>> Begin Input rows
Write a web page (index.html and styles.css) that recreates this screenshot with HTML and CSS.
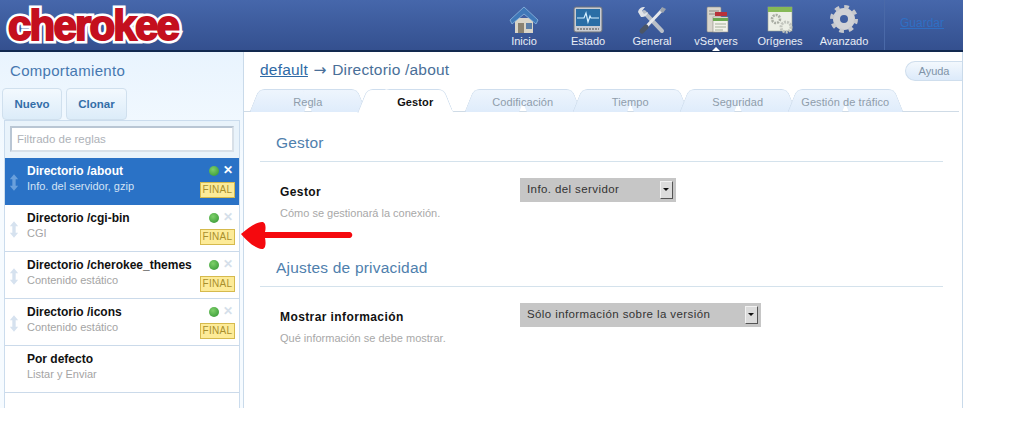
FILE: index.html
```html
<!DOCTYPE html>
<html lang="es">
<head>
    <meta charset="UTF-8">
    <meta name="viewport" content="width=device-width, initial-scale=1.0">
    <title>Cherokee Admin</title>
    <link rel="stylesheet" href="styles.css">
</head>
<body>
    <div class="page">
        <header class="topbar">
            <div class="logo" data-text="cherokee">cherokee</div>
            <nav class="topnav">
                <a class="nav-item">
                    <svg width="30" height="28" viewBox="0 0 30 28">
                        <path d="M6 12h18v15H6z" fill="#d9d4c8"/>
                        <path d="M9 17h6v10H9z" fill="#8a8272"/>
                        <path d="M17 17h6v6h-6z" fill="#5d7fa8"/>
                        <path d="M1 14 15 1l14 13-2 4L15 8 3 18z" fill="#3f78b8" stroke="#8fb8de" stroke-width=".8"/>
                    </svg>
                    <span>Inicio</span>
                </a>
                <a class="nav-item">
                    <svg width="30" height="28" viewBox="0 0 30 28">
                        <rect x="1" y="1" width="28" height="25" rx="2" fill="#c9ccd2" stroke="#6d7078"/>
                        <rect x="3" y="3" width="24" height="17" fill="#2a6ea6"/>
                        <path d="M4 12h7l2-5 2 9 2-6 1 2h8" fill="none" stroke="#d6f0ff" stroke-width="1.2"/>
                        <path d="M4 23h22" stroke="#777" stroke-width="1.5" stroke-dasharray="2 1"/>
                    </svg>
                    <span>Estado</span>
                </a>
                <a class="nav-item">
                    <svg width="30" height="28" viewBox="0 0 30 28">
                        <path d="M7 6 25 25" stroke="#b9bfc8" stroke-width="4" stroke-linecap="round"/>
                        <path d="M1 6a6 6 0 0 1 7-5L5 5l2 3 4-2a6 6 0 0 1-7 5z" fill="#dfe3e8"/>
                        <path d="M26 3 9 21" stroke="#e6e8ec" stroke-width="3"/>
                        <path d="M9 21 5 25" stroke="#4a5566" stroke-width="5" stroke-linecap="round"/>
                        <path d="M25 1l4 2-3 4-3-2z" fill="#9aa2ac"/>
                    </svg>
                    <span>General</span>
                </a>
                <a class="nav-item is-active">
                    <svg width="30" height="30" viewBox="0 0 30 30">
                        <rect x="6" y="3" width="14" height="25" rx="1" fill="#d8d5cc" stroke="#8d8a82" stroke-width=".6"/>
                        <path d="M8 7h10M8 10h10" stroke="#8d8a82"/>
                        <rect x="14" y="8" width="12" height="4" fill="#b8323a"/>
                        <rect x="12" y="13" width="15" height="15" fill="#f2f2ea" stroke="#8d8a82" stroke-width=".6"/>
                        <rect x="12" y="14" width="15" height="3" fill="#6aa84f"/>
                        <path d="M14 20h11M14 23h11M14 26h8" stroke="#a5b09a"/>
                    </svg>
                    <span>vServers</span>
                </a>
                <a class="nav-item">
                    <svg width="30" height="30" viewBox="0 0 30 30">
                        <rect x="3" y="3" width="24" height="24" fill="#ecefe6" stroke="#9ea394" stroke-width=".6"/>
                        <rect x="3" y="3" width="24" height="5" fill="#86b956"/>
                        <circle cx="11" cy="15" r="4" fill="none" stroke="#a9ada4" stroke-width="2.6" stroke-dasharray="2 1"/>
                        <circle cx="21" cy="23" r="5" fill="none" stroke="#c2c5be" stroke-width="3" stroke-dasharray="2 1"/>
                    </svg>
                    <span>Orígenes</span>
                </a>
                <a class="nav-item">
                    <svg width="30" height="30" viewBox="0 0 30 30">
                        <circle cx="15" cy="15" r="7.5" fill="none" stroke="#d0d2d6" stroke-width="7"/>
                        <circle cx="15" cy="15" r="12" fill="none" stroke="#c6c8cd" stroke-width="4" stroke-dasharray="4.6 4.8"/>
                    </svg>
                    <span>Avanzado</span>
                </a>
            </nav>
            <div class="save-box"><a class="save-link">Guardar</a></div>
        </header>

        <div class="columns">
            <aside class="sidebar">
                <h2 class="side-title">Comportamiento</h2>
                <div class="side-buttons">
                    <button class="side-btn">Nuevo</button>
                    <button class="side-btn">Clonar</button>
                </div>
                <div class="rule-panel">
                    <div class="filter-wrap">
                        <input class="filter" type="text" placeholder="Filtrado de reglas">
                    </div>
                    <ul class="rule-list">
                        <li class="rule is-selected">
                            <svg class="updown" width="10" height="17" viewBox="0 0 12 20"><path d="M6 0l5 6H8v8h3l-5 6-5-6h3V6H1z"/></svg>
                            <div class="rule-text">
                                <div class="rule-name">Directorio /about</div>
                                <div class="rule-sub">Info. del servidor, gzip</div>
                            </div>
                            <div class="rule-side">
                                <div class="rule-icons"><i class="dot"></i><b class="close">✕</b></div>
                                <span class="final">FINAL</span>
                            </div>
                        </li>
                        <li class="rule">
                            <svg class="updown" width="10" height="17" viewBox="0 0 12 20"><path d="M6 0l5 6H8v8h3l-5 6-5-6h3V6H1z"/></svg>
                            <div class="rule-text">
                                <div class="rule-name">Directorio /cgi-bin</div>
                                <div class="rule-sub">CGI</div>
                            </div>
                            <div class="rule-side">
                                <div class="rule-icons"><i class="dot"></i><b class="close">✕</b></div>
                                <span class="final">FINAL</span>
                            </div>
                        </li>
                        <li class="rule">
                            <svg class="updown" width="10" height="17" viewBox="0 0 12 20"><path d="M6 0l5 6H8v8h3l-5 6-5-6h3V6H1z"/></svg>
                            <div class="rule-text">
                                <div class="rule-name">Directorio /cherokee_themes</div>
                                <div class="rule-sub">Contenido estático</div>
                            </div>
                            <div class="rule-side">
                                <div class="rule-icons"><i class="dot"></i><b class="close">✕</b></div>
                                <span class="final">FINAL</span>
                            </div>
                        </li>
                        <li class="rule">
                            <svg class="updown" width="10" height="17" viewBox="0 0 12 20"><path d="M6 0l5 6H8v8h3l-5 6-5-6h3V6H1z"/></svg>
                            <div class="rule-text">
                                <div class="rule-name">Directorio /icons</div>
                                <div class="rule-sub">Contenido estático</div>
                            </div>
                            <div class="rule-side">
                                <div class="rule-icons"><i class="dot"></i><b class="close">✕</b></div>
                                <span class="final">FINAL</span>
                            </div>
                        </li>
                        <li class="rule is-default">
                            <div class="rule-text">
                                <div class="rule-name">Por defecto</div>
                                <div class="rule-sub">Listar y Enviar</div>
                            </div>
                        </li>
                    </ul>
                </div>
            </aside>

            <main class="content">
                <div class="crumbs">
                    <div class="crumb-text"><a class="crumb-link">default</a> <span class="crumb-arrow">→</span> Directorio /about</div>
                    <button class="help">Ayuda</button>
                </div>
                <div class="tabs">
                    <div class="tab">Regla</div>
                    <div class="tab is-active">Gestor</div>
                    <div class="tab">Codificación</div>
                    <div class="tab">Tiempo</div>
                    <div class="tab">Seguridad</div>
                    <div class="tab">Gestión de tráfico</div>
                </div>

                <section class="section">
                    <h3 class="section-title">Gestor</h3>
                    <div class="field">
                        <div class="field-info">
                            <div class="field-label">Gestor</div>
                            <div class="field-desc">Cómo se gestionará la conexión.</div>
                        </div>
                        <div class="select select-short">Info. del servidor<i class="select-btn"></i></div>
                    </div>
                </section>

                <section class="section">
                    <h3 class="section-title">Ajustes de privacidad</h3>
                    <div class="field">
                        <div class="field-info">
                            <div class="field-label">Mostrar información</div>
                            <div class="field-desc">Qué información se debe mostrar.</div>
                        </div>
                        <div class="select select-long">Sólo información sobre la versión<i class="select-btn"></i></div>
                    </div>
                </section>
            </main>
        </div>

        <svg class="red-arrow" width="114" height="30" viewBox="0 0 114 30">
            <path d="M1 12C8 6 16 0 22 0c4 0 4 6 3 10l85 0c3 1 3 5 0 6L25 16c1 4 1 11-3 11C14 26 6 18 1 12z" fill="#f5090e"/>
        </svg>
    </div>
</body>
</html>
```

FILE: styles.css
```css
* {
    box-sizing: border-box;
}
body {
    font-family: "Liberation Sans", Arial, sans-serif;
    margin: 0;
    padding: 0;
    background-color: #fff;
}
.page {
    position: relative;
    width: 963px;
    height: 408px;
    display: flex;
    flex-direction: column;
}

/* barra superior */
.topbar {
    height: 52px;
    flex: none;
    display: flex;
    background: linear-gradient(#4667ab, #34508f);
    border-bottom: 2px solid #12294f;
}
.logo {
    position: relative;
    width: 492px;
    font-weight: bold;
    font-size: 42px;
    line-height: 52px;
    letter-spacing: -1.8px;
    padding-left: 8px;
    color: #c40f1e;
    -webkit-text-stroke: 7px #fff;
}
/* segunda capa para engordar las letras */
.logo::after {
    content: attr(data-text);
    position: absolute;
    left: 8px;
    top: 0;
    -webkit-text-stroke: 2px #c40f1e;
}
.topnav {
    display: flex;
}
.nav-item {
    position: relative;
    width: 64px;
    display: flex;
    flex-direction: column;
    align-items: center;
    justify-content: flex-end;
    padding-bottom: 2px;
    color: #e8edf6;
    font-size: 11px;
    line-height: 13px;
}
.nav-item svg {
    margin-bottom: 1px;
}
.is-active::after {
    content: "";
    position: absolute;
    left: 28px;
    bottom: -1px;
    border: 4px solid transparent;
    border-top: 0;
    border-bottom-color: #fff;
}
.save-box {
    margin-left: 8px;
    padding: 13px 0 0 15px;
    border-left: 1px solid #4a69a8;
}
.save-link {
    color: #2f6fc4;
    font-size: 12px;
    line-height: 14px;
    text-decoration: underline;
}

.columns {
    flex: 1;
    display: flex;
    min-height: 0;
}

/* columna izquierda */
.sidebar {
    width: 244px;
    flex: none;
    background: linear-gradient(#e9f4fe, #f6fbff 120px);
    border-right: 1px solid #c9daea;
    display: flex;
    flex-direction: column;
}
.side-title {
    margin: 0;
    padding: 10px 0 0 10px;
    height: 37px;
    font-size: 15px;
    line-height: 18px;
    font-weight: normal;
    color: #4678b0;
    letter-spacing: .3px;
}
.side-buttons {
    display: flex;
    gap: 4px;
    padding-left: 2px;
    height: 32px;
}
.side-btn {
    width: 60px;
    height: 32px;
    padding: 0;
    font-family: inherit;
    font-size: 11.5px;
    font-weight: bold;
    color: #346ea8;
    background: linear-gradient(#f3f9fe, #dcecf9);
    border: 1px solid #d0e0ee;
    border-radius: 4px;
}
.side-btn + .side-btn {
    width: 61px;
}
.rule-panel {
    flex: 1;
    margin: 0 3px 0 4px;
    background: #e9f3fb;
    border: 1px solid #cbdced;
    border-bottom: 0;
}
.filter-wrap {
    height: 37px;
    padding: 5px 5px 0;
}
.filter {
    display: block;
    width: 224px;
    height: 26px;
    padding: 0 5px;
    font-family: inherit;
    font-size: 11.5px;
    border: 2px solid #b9c6d4;
    border-right-color: #d8e0e8;
    border-bottom-color: #d8e0e8;
    background: #fff;
}
.filter::placeholder {
    color: #aeb2b8;
    opacity: 1;
}
.rule-list {
    list-style-type: none;
    margin: 0;
    padding: 0;
    background: #fff;
    height: 250px;
}
.rule {
    height: 47px;
    display: flex;
    border-bottom: 1px solid #cbdaea;
    padding-top: 6px;
}
.updown {
    flex: none;
    margin: 10px 8px 0 4px;
    fill: #d6e2ef;
}
.rule-text {
    flex: 1;
    min-width: 0;
}
.rule-name {
    font-size: 12px;
    line-height: 14px;
    font-weight: bold;
    color: #111;
}
.rule-sub {
    margin-top: 2px;
    font-size: 11px;
    line-height: 13px;
    color: #a4a4a4;
}
.rule-side {
    width: 40px;
    flex: none;
    display: flex;
    flex-direction: column;
    align-items: flex-end;
    padding-right: 4px;
}
.rule-icons {
    height: 13px;
    display: flex;
    align-items: center;
    gap: 4px;
    padding-right: 2px;
}
.dot {
    width: 10px;
    height: 10px;
    border-radius: 50%;
    background: radial-gradient(circle at 40% 35%, #7ed06a, #2f9230);
}
.close {
    font-size: 12px;
    line-height: 13px;
    color: #d5dfea;
}
.final {
    margin-top: 5px;
    width: 35px;
    height: 16px;
    text-align: center;
    font-size: 10px;
    line-height: 14px;
    letter-spacing: .3px;
    color: #a98f2d;
    background: #fdeb98;
    border: 1px solid #d6ba4d;
}
.is-selected {
    background: #2a72c6;
    border-bottom-color: #2a72c6;
}
.is-selected .rule-name {
    color: #fff;
}
.is-selected .rule-sub {
    color: #d3e3f5;
}
.is-selected .close {
    color: #fff;
}
.is-selected .updown {
    fill: #6aa0dc;
}
.is-default {
    padding-left: 22px;
}

/* contenido */
.content {
    flex: 1;
    min-width: 0;
    border-right: 1px solid #c9daea;
}
.crumbs {
    height: 37px;
    display: flex;
    justify-content: space-between;
    padding: 9px 0 0 16px;
}
.crumb-text {
    font-size: 15.5px;
    line-height: 18px;
    color: #4a6f98;
    letter-spacing: .2px;
}
.crumb-link {
    color: #2f6aa6;
    text-decoration: underline;
}
.crumb-arrow {
    font-family: "DejaVu Sans", sans-serif;
    margin: 0 1px;
}
.help {
    width: 57px;
    height: 20px;
    padding: 0;
    font-family: inherit;
    font-size: 11px;
    color: #7f93a8;
    background: linear-gradient(#f3f8fd, #dceafa);
    border: 1px solid #cfdeed;
    border-right: 0;
    border-radius: 10px 0 0 10px;
}
.tabs {
    display: flex;
    height: 23px;
    padding-left: 10px;
    border-bottom: 1px solid #cfdbe6;
    margin-right: 3px;
}
.tab {
    position: relative;
    z-index: 0;
    width: 107.5px;
    height: 23px;
    text-align: center;
    font-size: 11px;
    letter-spacing: .1px;
    line-height: 26px;
    color: #8f9dab;
}
.tab::before,
.tab::after {
    content: "";
    position: absolute;
    z-index: -1;
    top: 0;
    bottom: 0;
    width: 50%;
    background: linear-gradient(#eef5fd, #dfecfb);
    border-top: 1px solid #cfdeee;
}
.tab::before {
    left: 0;
    border-left: 1px solid #cfdeee;
    border-radius: 6px 0 0 0;
    transform: skewX(-22deg);
}
.tab::after {
    right: 0;
    border-right: 1px solid #cfdeee;
    border-radius: 0 6px 0 0;
    transform: skewX(22deg);
}
.tab.is-active {
    font-weight: bold;
    color: #111;
    height: 24px;
}
.tab.is-active::before,
.tab.is-active::after {
    background: #fff;
}
.section {
    padding: 0 19px 0 16px;
}
.section-title {
    margin: 0;
    padding: 21px 0 9px 16px;
    font-size: 15.5px;
    line-height: 19px;
    font-weight: normal;
    color: #4f80ad;
    border-bottom: 1px solid #d4e2ec;
    letter-spacing: .2px;
}
.field {
    display: flex;
    padding-top: 16px;
    height: 75px;
}
.field-info {
    width: 260px;
    padding: 7px 0 0 20px;
}
.field-label {
    font-size: 12px;
    line-height: 14px;
    font-weight: bold;
    letter-spacing: .4px;
    color: #111;
}
.field-desc {
    margin-top: 8px;
    font-size: 11px;
    line-height: 13px;
    color: #a8a8a8;
}
.select {
    height: 24px;
    position: relative;
    padding-left: 7px;
    font-size: 11.5px;
    line-height: 23px;
    letter-spacing: .4px;
    color: #333;
    background: #c6c6c6;
}
.select-short {
    width: 156px;
}
.select-long {
    width: 241px;
}
.select-btn {
    position: absolute;
    top: 3px;
    right: 3px;
    width: 13px;
    height: 18px;
    background: #dcdcdc;
    border: 1px solid;
    border-color: #f2f2f2 #555 #555 #f2f2f2;
}
.select-btn::after {
    content: "";
    position: absolute;
    top: 6px;
    left: 2px;
    border: 3.5px solid transparent;
    border-bottom: 0;
    border-top-color: #111;
}
.red-arrow {
    position: absolute;
    left: 240px;
    top: 222px;
}
```
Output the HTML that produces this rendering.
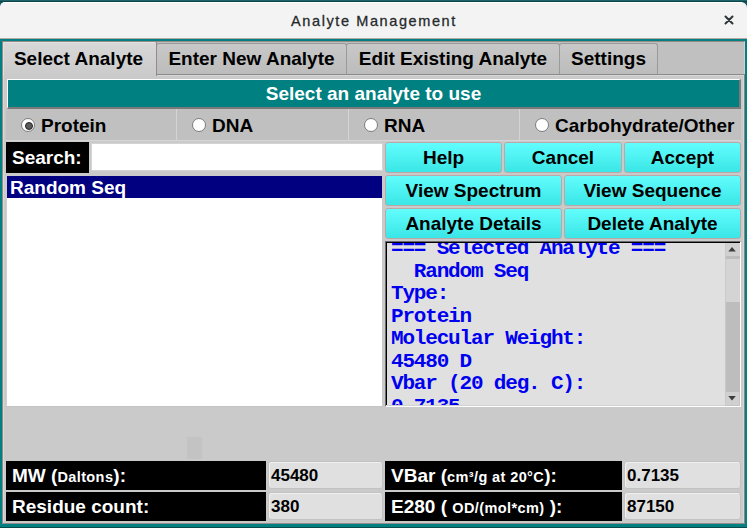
<!DOCTYPE html>
<html><head><meta charset="utf-8">
<style>
*{margin:0;padding:0;box-sizing:border-box}
html,body{width:747px;height:528px;overflow:hidden;background:linear-gradient(#1f6368 0,#1f6368 1px,#0b454c 1px,#0b454c 2px,#0e5a60 2px)}
body{position:relative;font-family:"Liberation Sans",sans-serif}
div,span,svg{position:absolute}
.t{white-space:pre}
#title{left:0;top:2px;width:747px;height:37px;background:#f3f3f3;border-radius:5px 6px 0 0;border-top:1px solid #fff;border-bottom:1px solid #b5aaa5}
#ttext{left:0;top:2px;width:747px;height:38px;line-height:38px;text-align:center;font-size:14.5px;font-weight:normal;color:#1e2426;letter-spacing:1.6px;-webkit-text-stroke:0.3px #2e3436;text-indent:1px}
#frame{left:0;top:39px;width:747px;height:489px;background:#008080}
#content{left:2px;top:41px;width:743px;height:483px;background:#c0c0c0;border-top:1px solid #958a88;border-left:1px solid #958a88;border-right:1px solid #d8d0d0;border-bottom:1px solid #948c8a}
#pane{left:2px;top:74px;width:743px;height:450px;background:#cacaca;border-top:1px solid #8a8a8a;border-right:1px solid #8c8282;border-left:1px solid #958a88;border-bottom:1px solid #948c8a;box-shadow:inset 1px 1px 0 #d8d8d8,inset -1px 0 0 #d6d6d6}
.tab{top:43px;height:31px;background:linear-gradient(#c8c8c8,#bcbcbc);border:1px solid #9a9a9a;border-bottom:none;border-radius:3px 3px 0 0;font-size:19px;font-weight:bold;line-height:29px;text-align:center;color:#000}
.tab.sel{top:41px;height:35px;background:linear-gradient(#d8d8d8,#cacaca);border-color:#958a88;border-bottom:none;line-height:33px;border-radius:2px 2px 0 0;box-shadow:inset 1px 1px 0 #e2e2e2;text-indent:-2px}
#heading{left:7px;top:79px;width:734px;height:30px;background:#008080;color:#fff;font-size:19px;font-weight:bold;line-height:28px;text-align:center;border-top:1px solid #fff;border-left:1px solid #fff;border-bottom:2px solid #7a7a7a;border-right:2px solid #7a7a7a}
#radios{left:6px;top:109px;width:735px;height:32px;background:#c0c0c0;border-bottom:1px solid #d6d6d6}
.sep{top:109px;width:1px;height:31px;background:#d4d4d4}
.rdot{top:118px;width:14px;height:14px;border-radius:50%;background:#fff;border:1px solid #7c7c7c}
.rdot.on:after{content:"";position:absolute;left:3px;top:3px;width:6px;height:6px;border-radius:50%;background:#5a5a5a;border:1px solid #262626}
.rl{top:109px;height:31px;font-size:19px;font-weight:bold;line-height:33px;color:#000}
.btn{height:31px;border-radius:3px;background:linear-gradient(#62fdfd,#3ae6e6);border:1px solid #b8a8a8;font-size:19px;font-weight:bold;line-height:29px;text-align:center;color:#000}
.lbl{background:#000;color:#fff;font-size:19px;font-weight:bold;line-height:30px;padding-left:6px;white-space:pre}
.val{background:#e0e0e0;border:1px solid #c2c2c2;box-shadow:inset 1px 1px 0 #f0f0f0;border-radius:3px;font-size:17px;font-weight:bold;line-height:28px;padding-left:2px;color:#000}
.sm{position:static;font-size:14.5px;letter-spacing:0.4px}
#txt{left:385px;top:241px;width:356px;height:166px;background:#e0e0e0;border-top:1px solid #6c6c6c;border-left:1px solid #6c6c6c;border-right:1px solid #fff;border-bottom:1px solid #fff;overflow:hidden}
#txtin{left:5px;top:-4px;font-family:"Liberation Mono",monospace;font-weight:bold;font-size:21px;letter-spacing:-1.18px;line-height:22.5px;color:#0000f0;white-space:pre}
</style></head><body>
<div id="title"></div>
<div id="ttext">Analyte Management</div>
<svg style="left:723px;top:14px;width:12px;height:12px" viewBox="0 0 12 12"><path d="M2.5 2.5L9.5 9.5M9.5 2.5L2.5 9.5" stroke="#2e3436" stroke-width="2" stroke-linecap="round"/></svg>
<div id="frame"></div>
<div id="content"></div>
<div id="pane"></div>
<div style="left:0;top:527px;width:747px;height:1px;background:#0b4a4c"></div>

<div class="tab" style="left:156px;width:191px">Enter New Analyte</div>
<div class="tab" style="left:346px;width:214px">Edit Existing Analyte</div>
<div class="tab" style="left:559px;width:99px">Settings</div>
<div class="tab sel" style="left:2px;width:155px">Select Analyte</div>

<div id="heading">Select an analyte to use</div>

<div id="radios"></div>
<div class="sep" style="left:176px"></div>
<div class="sep" style="left:348px"></div>
<div class="sep" style="left:519px"></div>
<div class="rdot on" style="left:21px"></div><div class="rl" style="left:41px">Protein</div>
<div class="rdot" style="left:192px"></div><div class="rl" style="left:212px">DNA</div>
<div class="rdot" style="left:364px"></div><div class="rl" style="left:384px">RNA</div>
<div class="rdot" style="left:535px"></div><div class="rl" style="left:555px">Carbohydrate/Other</div>

<div class="lbl" style="left:6px;top:142px;width:83px;height:31px;line-height:31px">Search:</div>
<div style="left:91px;top:143px;width:292px;height:28px;background:#fff;border:1px solid #d4d4d4;border-radius:1px"></div>

<div style="left:6px;top:176px;width:376px;height:230px;background:#fff;border-left:1px solid #cfcfcf"></div>
<div class="t" style="left:7px;top:176px;width:375px;height:22px;background:#000080;color:#fff;font-size:19px;font-weight:bold;line-height:23px;padding-left:3px">Random Seq</div>
<div style="left:6px;top:406px;width:376px;height:1px;background:#c4c4c4"></div>

<div class="btn" style="left:385px;top:142px;width:117px">Help</div>
<div class="btn" style="left:504px;top:142px;width:118px">Cancel</div>
<div class="btn" style="left:624px;top:142px;width:117px">Accept</div>
<div class="btn" style="left:385px;top:175px;width:177px">View Spectrum</div>
<div class="btn" style="left:564px;top:175px;width:177px">View Sequence</div>
<div class="btn" style="left:385px;top:208px;width:177px">Analyte Details</div>
<div class="btn" style="left:564px;top:208px;width:177px">Delete Analyte</div>

<div id="txt"><div id="txtin">=== Selected Analyte ===
  Random Seq
Type:
Protein
Molecular Weight:
45480 D
Vbar (20 deg. C):
0.7135</div></div>
<div style="left:386px;top:242px;width:354px;height:1px;background:#000"></div>
<div style="left:386px;top:242px;width:1px;height:163px;background:#000"></div>
<div style="left:387px;top:405px;width:338px;height:1px;background:#d2d2d2"></div>
<div style="left:725px;top:243px;width:15px;height:163px;background:#bdbdbd;border-left:1px solid #c9c9c9"></div>
<div style="left:726px;top:243px;width:14px;height:13px;background:#d0d0d0"></div>
<svg style="left:726px;top:243px;width:14px;height:13px" viewBox="0 0 14 13"><path d="M2.3 8.5L6 4L9.8 8.5Z" fill="#3c3c3c"/></svg>
<div style="left:726px;top:259px;width:14px;height:43px;background:#d4d4d4"></div>
<div style="left:726px;top:392px;width:14px;height:14px;background:#d0d0d0;border-right:1px solid #c4c4c4;border-bottom:1px solid #c4c4c4"></div>
<svg style="left:726px;top:392px;width:14px;height:13px" viewBox="0 0 14 13"><path d="M2.3 4L9.8 4L6 8.5Z" fill="#3c3c3c"/></svg>

<div style="left:187px;top:437px;width:15px;height:22px;background:#c3c3c3"></div>

<div class="lbl" style="left:6px;top:461px;width:260px;height:29px">MW (<span class="sm">Daltons</span>):</div>
<div class="val" style="left:268px;top:461px;width:115px;height:28px">45480</div>
<div class="lbl" style="left:6px;top:492px;width:260px;height:29px">Residue count:</div>
<div class="val" style="left:268px;top:492px;width:115px;height:28px">380</div>

<div class="lbl" style="left:385px;top:461px;width:237px;height:29px">VBar (<span class="sm">cm³/g at 20°C</span>):</div>
<div class="val" style="left:624px;top:461px;width:117px;height:28px">0.7135</div>
<div class="lbl" style="left:385px;top:492px;width:237px;height:29px">E280 ( <span class="sm">OD/(mol*cm)</span> ):</div>
<div class="val" style="left:624px;top:492px;width:117px;height:28px">87150</div>
</body></html>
>> End Input rows
_Task requirements_: Report each line in the preceding entries that holds the string "styles".

_Complete answer_:
Write a web page (index.html and styles.css) that recreates this screenshot with HTML and CSS.
    <link rel="stylesheet" href="styles.css">
FILE: styles.css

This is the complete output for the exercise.